If there was an animal problem, I was often sent in. If a kitten had climbed up the barn or a tree and was afraid to come down, if a dog had found its way into the public pool area, this was my job. I had the scratches and bite scars to prove it. I understood that animals talked with their bodies—their mouths and claws when scared—and this was acceptable to me.
I knew particular frogs and toads in the pond to which I was forbidden to visit. This place—through a magical cedar forest, where it was always dark, and where the fairies dwelled—was forbidden, so that I would dare to go to it. Why else make it forbidden?
There were other exceptional places on our farm. When I first walked its paths, my mother pointed out fairyland, where the trees bowed over to make an arch, and where mum told me, “If you go in here and you come out there, it will always be the same place,” and when I tried to foil the magic, I could not.
At the very back of the property, past the woods, the last meadow, the wild ditch, and the pussy willow field, and into the second forest, along the fence line, if you knew where to look, there was a magic rock. It was immense, and had moss and trees growing on it.
Also, in the basement of our house lived a velvety mole who visited me, and never anyone else. Everywhere there were animals and if you stood very still many of them would respond. For the first many years of my life, I might as well have lived inside a fairytale. It seems that way now.
The words ‘believe’ and ‘knew’ and ‘understood’ don’t work here very well. Let me say that there came a time when I realized that I might not actually be communicating with the animals, and that I was brought to consider that there were no such things as fairies, not even the tooth fairy, and this time was the beginning of doubt. I remember very clearly carrying this doubt outside with me one day and trying to fly with it and failing.
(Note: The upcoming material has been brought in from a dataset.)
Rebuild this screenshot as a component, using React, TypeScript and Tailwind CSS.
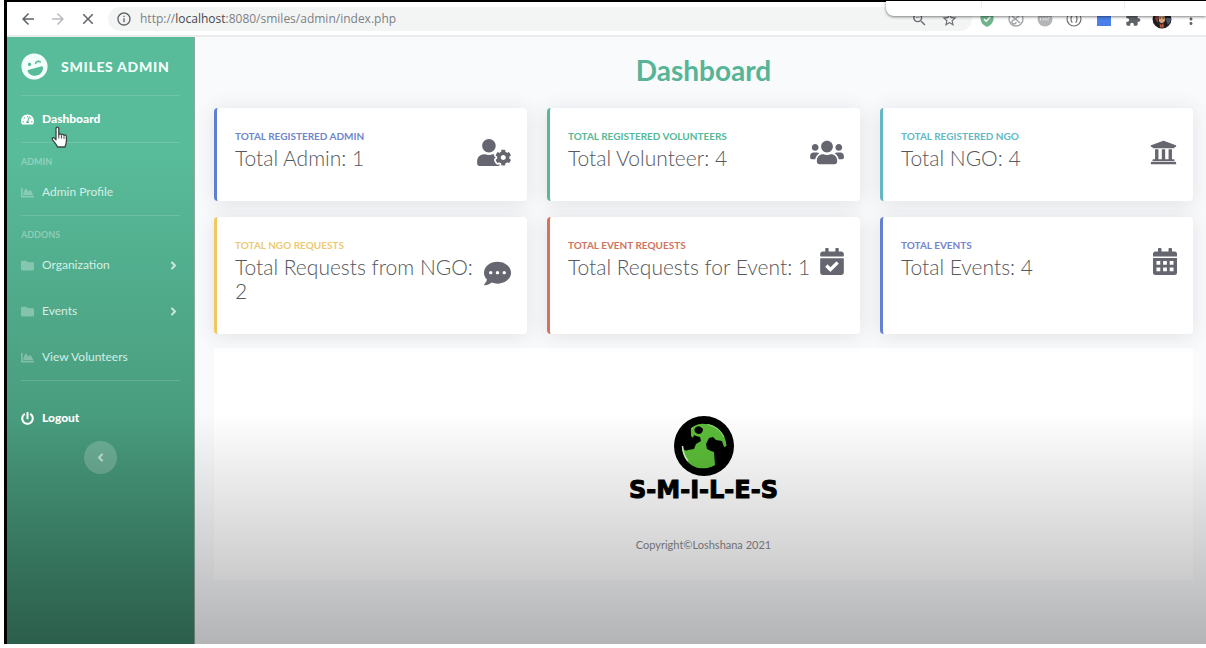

In the Roman Catholic faith when a person is coming of age, they take a new name, and in the school I attended the girls were encouraged to take the name Mary, and the boys Joseph. I somehow got special dispensation to rename myself Francis after the Saint best pictured surrounded by creatures. I already doubted my animal whispering saintliness but I still wanted to live in the delusion of possibility. I wanted to believe a lot of things but wanting to believe is not the same as believing. It lacks the particular heartful recognition. Even now, I carry with me the palpable recognition of how undermining a thing is doubt. Doubt wedged then right in between all the things I was and all the things I became.
Red Riding Hood doesn’t see that the wolf has disguised himself as grandmother, and is tucked up, all hairy and toothy in her bed.
In the many and varied interpretations of The Little Red Riding Hood to be found on YouTube, the girl is not so little; she has come of an age where speaking to the animals is no longer considered civilized, and, of course the red cape has been suggested as signifying menses onset.
“Oh my, what big teeth you have,” said The Little Red Riding Hood.
“All the better to eat you with, my dear!”
The erotic elements of this story are certainly there to be noticed; in the Perrault version she removes her cloak and gets into bed with the wolf, who, once queried about the size of various body parts, eats her entirely.
I’ve always thought Red Riding Hood simple for not recognizing the wolf. No one would mistake a wolf for a grandmother. But now I start to see something: she’s gone outside civility. She speaks to a wolf. It’s the wolf’s wildness she doesn’t recognize, because for her, still able to communicate with him, she doesn’t see the danger until the moment that she notices the grotesque tearing fangs. She doesn’t notice until she is scared. What if she had not become afraid?